From the listing below, copy every line with the word "styles".

——————

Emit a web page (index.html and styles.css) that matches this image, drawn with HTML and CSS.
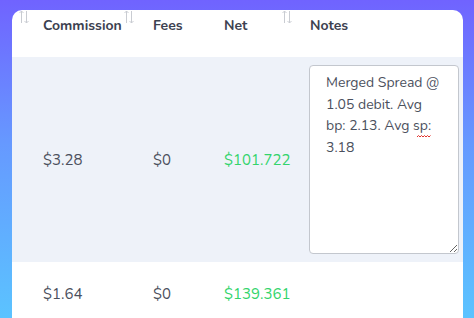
FILE: index.html
```html
<!DOCTYPE html>
<html>
<head>
<meta charset="utf-8">
<link rel="stylesheet" href="styles.css">
</head>
<body>
<div class="card">
  <table class="grid">
    <thead>
      <tr>
        <th class="c0"><span class="sort s0"><svg width="10" height="14" viewBox="0 0 10 14"><path d="M2.5 13V1M0.5 3L2.5 1L4.5 3M7.5 1V13M5.5 11L7.5 13L9.5 11" fill="none" stroke="#c9ccd2" stroke-width="1"/></svg></span></th>
        <th class="c1">Commission<span class="sort s1"><svg width="10" height="14" viewBox="0 0 10 14"><path d="M2.5 13V1M0.5 3L2.5 1L4.5 3M7.5 1V13M5.5 11L7.5 13L9.5 11" fill="none" stroke="#c9ccd2" stroke-width="1"/></svg></span></th>
        <th class="c2">Fees</th>
        <th class="c3">Net<span class="sort s3"><svg width="10" height="14" viewBox="0 0 10 14"><path d="M2.5 13V1M0.5 3L2.5 1L4.5 3M7.5 1V13M5.5 11L7.5 13L9.5 11" fill="none" stroke="#c9ccd2" stroke-width="1"/></svg></span></th>
        <th class="c4">Notes</th>
      </tr>
    </thead>
    <tbody>
      <tr class="alt">
        <td class="c0"></td>
        <td class="c1">$3.28</td>
        <td class="c2">$0</td>
        <td class="c3 pos">$101.722</td>
        <td class="c4 notes"><textarea class="note" spellcheck="false">Merged Spread @ 1.05 debit. Avg bp: 2.13. Avg sp: 3.18</textarea><span class="squiggle"><svg width="14" height="3" viewBox="0 0 14 3"><path d="M0 2L1.5 0.5L3 2L4.5 0.5L6 2L7.5 0.5L9 2L10.5 0.5L12 2L13.5 0.5" fill="none" stroke="#e0322c" stroke-width="1"/></svg></span></td>
      </tr>
      <tr class="plain">
        <td class="c0"></td>
        <td class="c1">$1.64</td>
        <td class="c2">$0</td>
        <td class="c3 pos">$139.361</td>
        <td class="c4"></td>
      </tr>
    </tbody>
  </table>
</div>
</body>
</html>
```

FILE: styles.css
```css
html, body {
  margin: 0;
  padding: 0;
  height: 318px;
  overflow: hidden;
}
body {
  background: linear-gradient(180deg, #7063ff 0%, #6699ff 45%, #5bc3ff 100%);
  font-family: "Nunito", "Lato", "Open Sans", sans-serif;
  color: #4b505d;
}
.card {
  margin: 10px 11px 0 12px;
  background: #fff;
  border-radius: 10px 10px 0 0;
  overflow: hidden;
  height: 320px;
}
.grid {
  border-collapse: collapse;
  table-layout: fixed;
  width: 451px;
}
.grid th, .grid td {
  padding: 0 0 0 12px;
  text-align: left;
  vertical-align: middle;
  position: relative;
}
.grid th {
  height: 41px;
  padding-top: 6px;
  vertical-align: top;
  font-size: 14px;
  line-height: 19px;
  font-weight: 700;
  color: #3c4150;
}
.grid td {
  font-size: 15px;
}
.c0 { width: 7px; }
.c1 { width: 98px; }
.c2 { width: 59px; }
.c3 { width: 74px; }
.c4 { width: 149px; }
.grid .c4 { padding-right: 4px; }
.sort {
  position: absolute;
  top: 0;
  line-height: 0;
}
.s0 { right: 2px; }
.s1 { right: 7px; }
.s3 { right: 6px; }
.alt td { background: #eef2f9; }
.notes { padding-top: 8px !important; padding-bottom: 8px !important; }
.plain td { height: 64px; }
.pos { color: #33d46c; }
.note {
  display: block;
  box-sizing: border-box;
  width: 150px;
  height: 189px;
  margin-left: -1px;
  padding: 6px 17px 6px 16px;
  border: 1px solid #c3c7ce;
  border-radius: 4px;
  background: #fff;
  font-family: "Nunito", "Lato", "Open Sans", sans-serif;
  font-size: 14px;
  line-height: 21.5px;
  color: #4b505d;
  resize: both;
}
.squiggle {
  position: absolute;
  left: 119px;
  top: 76px;
  line-height: 0;
}
```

——————

Reply
Emit a web page (index.html and styles.css) that matches this image, drawn with HTML and CSS.
<link rel="stylesheet" href="styles.css">
FILE: styles.css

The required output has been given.